**Task prompt**
Copy each line below exactly and leave the pictures out.

+++ Material

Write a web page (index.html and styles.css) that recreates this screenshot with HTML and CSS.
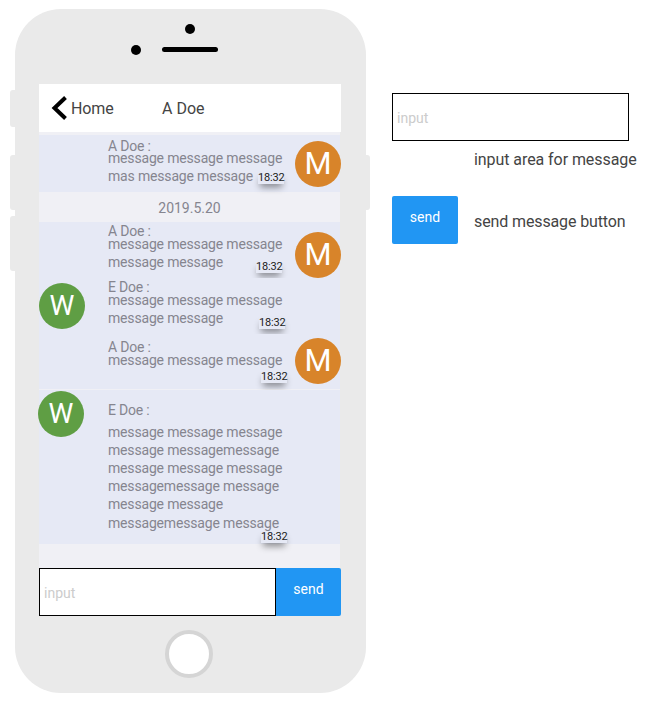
FILE: index.html
```html
<!DOCTYPE html>
<html lang="en">
<head>
    <meta charset="UTF-8">
    <title>Chat</title>
    <link rel="stylesheet" href="styles.css">
</head>
<body>
    <div class="page">
        <div class="phone">
            <span class="side side-mute"></span>
            <span class="side side-up"></span>
            <span class="side side-down"></span>
            <span class="side side-power"></span>

            <div class="phone-top">
                <span class="camera"></span>
                <span class="lens"></span>
                <span class="speaker"></span>
            </div>

            <div class="screen">
                <div class="header">
                    <svg class="back" width="16" height="24" viewBox="0 0 16 24">
                        <path d="M14.5 1.5 L3.5 12 L14.5 22.5" fill="none" stroke="#000" stroke-width="4"/>
                    </svg>
                    <span class="back-label">Home</span>
                    <span class="title">A Doe</span>
                </div>

                <div class="chat">
                    <div class="msg msg-first">
                        <div class="name">A Doe :</div>
                        <div class="text">message message message<br>mas message message</div>
                        <span class="time time-1">18:32</span>
                        <span class="avatar avatar-m avatar-1">M</span>
                    </div>

                    <div class="date">2019.5.20</div>

                    <div class="group">
                        <div class="msg msg-two">
                            <div class="name">A Doe :</div>
                            <div class="text">message message message<br>message message</div>
                            <span class="time time-2">18:32</span>
                            <span class="avatar avatar-m avatar-2">M</span>
                        </div>
                        <div class="msg msg-two">
                            <div class="name">E Doe :</div>
                            <div class="text">message message message<br>message message</div>
                            <span class="time time-3">18:32</span>
                            <span class="avatar avatar-w avatar-3">W</span>
                        </div>
                        <div class="msg msg-one">
                            <div class="name">A Doe :</div>
                            <div class="text">message message message</div>
                            <span class="time time-4">18:32</span>
                            <span class="avatar avatar-m avatar-4">M</span>
                        </div>
                    </div>

                    <div class="msg msg-long">
                        <div class="name name-long">E Doe :</div>
                        <div class="text text-long">message message message<br>message messagemessage<br>message message message<br>messagemessage message<br>message message<br>messagemessage message</div>
                        <span class="time time-5">18:32</span>
                        <span class="avatar avatar-w avatar-5">W</span>
                    </div>
                </div>

                <div class="input-row">
                    <div class="input input-wide">input</div>
                    <div class="send send-joined">send</div>
                </div>
            </div>

            <div class="phone-bottom">
                <span class="home-btn"></span>
            </div>
        </div>

        <div class="notes">
            <div class="input input-note">input</div>
            <p class="note note-input">input area for message</p>
            <div class="note-row">
                <div class="send send-note">send</div>
                <p class="note">send message button</p>
            </div>
        </div>
    </div>
</body>
</html>
```

FILE: styles.css
```css
body {
    margin: 0;
    background-color: #fff;
    font-family: 'Roboto', sans-serif;
    color: #444;
}

.page {
    display: flex;
    align-items: flex-start;
    padding: 9px 0 0 15px;
}

/* phone body */
.phone {
    position: relative;
    width: 351px;
    height: 684px;
    flex-shrink: 0;
    background-color: #eaeaea;
    border-radius: 46px;
}

.side {
    position: absolute;
    width: 5px;
    background-color: #eaeaea;
    border-radius: 3px 0 0 3px;
}

.side-mute { left: -5px; top: 81px; height: 37px; }
.side-up { left: -5px; top: 146px; height: 55px; }
.side-down { left: -5px; top: 207px; height: 55px; }
.side-power { left: 351px; top: 146px; width: 4px; height: 55px; border-radius: 0 3px 3px 0; }

.phone-top {
    position: relative;
    height: 75px;
}

.camera {
    position: absolute;
    left: 170px;
    top: 15px;
    width: 10px;
    height: 10px;
    background-color: #000;
    border-radius: 50%;
}

.lens {
    position: absolute;
    left: 116px;
    top: 36px;
    width: 10px;
    height: 10px;
    background-color: #000;
    border-radius: 50%;
}

.speaker {
    position: absolute;
    left: 147px;
    top: 38px;
    width: 56px;
    height: 5px;
    background-color: #000;
    border-radius: 3px;
}

/* screen */
.screen {
    width: 302px;
    margin-left: 24px;
}

.header {
    display: flex;
    align-items: center;
    height: 48px;
    padding-left: 12px;
    background-color: #fff;
    font-size: 16px;
}

.back {
    flex-shrink: 0;
}

.back-label {
    margin-left: 4px;
    width: 91px;
    letter-spacing: -0.1px;
}

.chat {
    width: 301px;
    height: 436px;
    padding-top: 3px;
    box-sizing: border-box;
    background-color: #f0f0f5;
}

.date {
    height: 30px;
    color: #85858f;
    font-size: 14px;
    line-height: 32px;
    text-align: center;
}

.group {
    background-color: #e6e9f5;
    height: 167px;
    margin-bottom: 1px;
}

.msg {
    position: relative;
    padding-left: 69px;
    background-color: #e6e9f5;
    color: #85858f;
    font-size: 14px;
    box-sizing: border-box;
}

.msg-first { height: 57px; padding-top: 4px; }
.msg-two { height: 56px; padding-top: 2px; }
.msg-one { height: 55px; padding-top: 6px; }
.msg-long { height: 154px; padding-top: 13px; }

.msg-first .name { height: 10px; }

.name {
    line-height: 14px;
    height: 11px;
    letter-spacing: -0.2px;
}

.msg .name-long {
    height: 19.6px;
}

.text {
    line-height: 18px;
    white-space: nowrap;
    letter-spacing: -0.17px;
}

.text-long {
    line-height: 18.2px;
}

.time {
    position: absolute;
    font-size: 11px;
    line-height: 12px;
    color: #222;
    letter-spacing: -0.2px;
    box-shadow: 0 5px 7px -2px rgba(0, 0, 0, 0.45);
}

.time-1 { left: 219px; top: 37px; }
.time-2 { left: 217px; top: 39px; }
.time-3 { left: 220px; top: 39px; }
.time-4 { left: 222px; top: 37px; }
.time-5 { left: 222px; top: 141px; }

.avatar {
    position: absolute;
    width: 46px;
    height: 46px;
    border-radius: 50%;
    color: #fff;
    font-size: 31px;
    line-height: 46px;
    letter-spacing: 0;
    text-align: center;
}

.avatar-m { background-color: #d8842a; }
.avatar-w { background-color: #5f9e44; font-size: 28px; }

.avatar-1 { left: 256px; top: 6px; }
.avatar-2 { left: 256px; top: 10px; }
.avatar-3 { left: 0; top: 5px; }
.avatar-4 { left: 256px; top: 4px; }
.avatar-5 { left: -1px; top: 1px; }

/* input and button */
.input-row {
    display: flex;
}

.input {
    box-sizing: border-box;
    height: 48px;
    padding-left: 4px;
    border: 1px solid #000;
    background-color: #fff;
    color: #ccc;
    font-size: 14px;
    line-height: 48px;
}

.input-wide {
    width: 237px;
}

.send {
    box-sizing: border-box;
    height: 48px;
    background-color: #2196f3;
    border-radius: 2px;
    color: #fff;
    font-size: 14px;
    line-height: 42px;
    text-align: center;
}

.send-joined {
    width: 65px;
    border-radius: 0 2px 2px 0;
}

.phone-bottom {
    display: flex;
    justify-content: center;
    padding-top: 14px;
}

.home-btn {
    box-sizing: border-box;
    width: 48px;
    height: 48px;
    margin-left: -3px;
    background-color: #fff;
    border: 4px solid #d5d5d5;
    border-radius: 50%;
}

/* notes on the right */
.notes {
    margin-left: 26px;
    padding-top: 84px;
}

.input-note {
    width: 237px;
}

.note {
    margin: 0;
    font-size: 16px;
    line-height: 19px;
    white-space: nowrap;
    letter-spacing: -0.07px;
}

.note-input {
    margin: 9px 0 0 82px;
}

.note-row {
    display: flex;
    margin-top: 27px;
}

.send-note {
    width: 66px;
}

.note-row .note {
    margin: 16px 0 0 16px;
    letter-spacing: -0.12px;
}
```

++++++

**The answer**
Write a web page (index.html and styles.css) that recreates this screenshot with HTML and CSS.
FILE: index.html
```html
<!DOCTYPE html>
<html lang="en">
<head>
    <meta charset="UTF-8">
    <title>Chat</title>
    <link rel="stylesheet" href="styles.css">
</head>
<body>
    <div class="page">
        <div class="phone">
            <span class="side side-mute"></span>
            <span class="side side-up"></span>
            <span class="side side-down"></span>
            <span class="side side-power"></span>

            <div class="phone-top">
                <span class="camera"></span>
                <span class="lens"></span>
                <span class="speaker"></span>
            </div>

            <div class="screen">
                <div class="header">
                    <svg class="back" width="16" height="24" viewBox="0 0 16 24">
                        <path d="M14.5 1.5 L3.5 12 L14.5 22.5" fill="none" stroke="#000" stroke-width="4"/>
                    </svg>
                    <span class="back-label">Home</span>
                    <span class="title">A Doe</span>
                </div>

                <div class="chat">
                    <div class="msg msg-first">
                        <div class="name">A Doe :</div>
                        <div class="text">message message message<br>mas message message</div>
                        <span class="time time-1">18:32</span>
                        <span class="avatar avatar-m avatar-1">M</span>
                    </div>

                    <div class="date">2019.5.20</div>

                    <div class="group">
                        <div class="msg msg-two">
                            <div class="name">A Doe :</div>
                            <div class="text">message message message<br>message message</div>
                            <span class="time time-2">18:32</span>
                            <span class="avatar avatar-m avatar-2">M</span>
                        </div>
                        <div class="msg msg-two">
                            <div class="name">E Doe :</div>
                            <div class="text">message message message<br>message message</div>
                            <span class="time time-3">18:32</span>
                            <span class="avatar avatar-w avatar-3">W</span>
                        </div>
                        <div class="msg msg-one">
                            <div class="name">A Doe :</div>
                            <div class="text">message message message</div>
                            <span class="time time-4">18:32</span>
                            <span class="avatar avatar-m avatar-4">M</span>
                        </div>
                    </div>

                    <div class="msg msg-long">
                        <div class="name name-long">E Doe :</div>
                        <div class="text text-long">message message message<br>message messagemessage<br>message message message<br>messagemessage message<br>message message<br>messagemessage message</div>
                        <span class="time time-5">18:32</span>
                        <span class="avatar avatar-w avatar-5">W</span>
                    </div>
                </div>

                <div class="input-row">
                    <div class="input input-wide">input</div>
                    <div class="send send-joined">send</div>
                </div>
            </div>

            <div class="phone-bottom">
                <span class="home-btn"></span>
            </div>
        </div>

        <div class="notes">
            <div class="input input-note">input</div>
            <p class="note note-input">input area for message</p>
            <div class="note-row">
                <div class="send send-note">send</div>
                <p class="note">send message button</p>
            </div>
        </div>
    </div>
</body>
</html>
```

FILE: styles.css
```css
body {
    margin: 0;
    background-color: #fff;
    font-family: 'Roboto', sans-serif;
    color: #444;
}

.page {
    display: flex;
    align-items: flex-start;
    padding: 9px 0 0 15px;
}

/* phone body */
.phone {
    position: relative;
    width: 351px;
    height: 684px;
    flex-shrink: 0;
    background-color: #eaeaea;
    border-radius: 46px;
}

.side {
    position: absolute;
    width: 5px;
    background-color: #eaeaea;
    border-radius: 3px 0 0 3px;
}

.side-mute { left: -5px; top: 81px; height: 37px; }
.side-up { left: -5px; top: 146px; height: 55px; }
.side-down { left: -5px; top: 207px; height: 55px; }
.side-power { left: 351px; top: 146px; width: 4px; height: 55px; border-radius: 0 3px 3px 0; }

.phone-top {
    position: relative;
    height: 75px;
}

.camera {
    position: absolute;
    left: 170px;
    top: 15px;
    width: 10px;
    height: 10px;
    background-color: #000;
    border-radius: 50%;
}

.lens {
    position: absolute;
    left: 116px;
    top: 36px;
    width: 10px;
    height: 10px;
    background-color: #000;
    border-radius: 50%;
}

.speaker {
    position: absolute;
    left: 147px;
    top: 38px;
    width: 56px;
    height: 5px;
    background-color: #000;
    border-radius: 3px;
}

/* screen */
.screen {
    width: 302px;
    margin-left: 24px;
}

.header {
    display: flex;
    align-items: center;
    height: 48px;
    padding-left: 12px;
    background-color: #fff;
    font-size: 16px;
}

.back {
    flex-shrink: 0;
}

.back-label {
    margin-left: 4px;
    width: 91px;
    letter-spacing: -0.1px;
}

.chat {
    width: 301px;
    height: 436px;
    padding-top: 3px;
    box-sizing: border-box;
    background-color: #f0f0f5;
}

.date {
    height: 30px;
    color: #85858f;
    font-size: 14px;
    line-height: 32px;
    text-align: center;
}

.group {
    background-color: #e6e9f5;
    height: 167px;
    margin-bottom: 1px;
}

.msg {
    position: relative;
    padding-left: 69px;
    background-color: #e6e9f5;
    color: #85858f;
    font-size: 14px;
    box-sizing: border-box;
}

.msg-first { height: 57px; padding-top: 4px; }
.msg-two { height: 56px; padding-top: 2px; }
.msg-one { height: 55px; padding-top: 6px; }
.msg-long { height: 154px; padding-top: 13px; }

.msg-first .name { height: 10px; }

.name {
    line-height: 14px;
    height: 11px;
    letter-spacing: -0.2px;
}

.msg .name-long {
    height: 19.6px;
}

.text {
    line-height: 18px;
    white-space: nowrap;
    letter-spacing: -0.17px;
}

.text-long {
    line-height: 18.2px;
}

.time {
    position: absolute;
    font-size: 11px;
    line-height: 12px;
    color: #222;
    letter-spacing: -0.2px;
    box-shadow: 0 5px 7px -2px rgba(0, 0, 0, 0.45);
}

.time-1 { left: 219px; top: 37px; }
.time-2 { left: 217px; top: 39px; }
.time-3 { left: 220px; top: 39px; }
.time-4 { left: 222px; top: 37px; }
.time-5 { left: 222px; top: 141px; }

.avatar {
    position: absolute;
    width: 46px;
    height: 46px;
    border-radius: 50%;
    color: #fff;
    font-size: 31px;
    line-height: 46px;
    letter-spacing: 0;
    text-align: center;
}

.avatar-m { background-color: #d8842a; }
.avatar-w { background-color: #5f9e44; font-size: 28px; }

.avatar-1 { left: 256px; top: 6px; }
.avatar-2 { left: 256px; top: 10px; }
.avatar-3 { left: 0; top: 5px; }
.avatar-4 { left: 256px; top: 4px; }
.avatar-5 { left: -1px; top: 1px; }

/* input and button */
.input-row {
    display: flex;
}

.input {
    box-sizing: border-box;
    height: 48px;
    padding-left: 4px;
    border: 1px solid #000;
    background-color: #fff;
    color: #ccc;
    font-size: 14px;
    line-height: 48px;
}

.input-wide {
    width: 237px;
}

.send {
    box-sizing: border-box;
    height: 48px;
    background-color: #2196f3;
    border-radius: 2px;
    color: #fff;
    font-size: 14px;
    line-height: 42px;
    text-align: center;
}

.send-joined {
    width: 65px;
    border-radius: 0 2px 2px 0;
}

.phone-bottom {
    display: flex;
    justify-content: center;
    padding-top: 14px;
}

.home-btn {
    box-sizing: border-box;
    width: 48px;
    height: 48px;
    margin-left: -3px;
    background-color: #fff;
    border: 4px solid #d5d5d5;
    border-radius: 50%;
}

/* notes on the right */
.notes {
    margin-left: 26px;
    padding-top: 84px;
}

.input-note {
    width: 237px;
}

.note {
    margin: 0;
    font-size: 16px;
    line-height: 19px;
    white-space: nowrap;
    letter-spacing: -0.07px;
}

.note-input {
    margin: 9px 0 0 82px;
}

.note-row {
    display: flex;
    margin-top: 27px;
}

.send-note {
    width: 66px;
}

.note-row .note {
    margin: 16px 0 0 16px;
    letter-spacing: -0.12px;
}
```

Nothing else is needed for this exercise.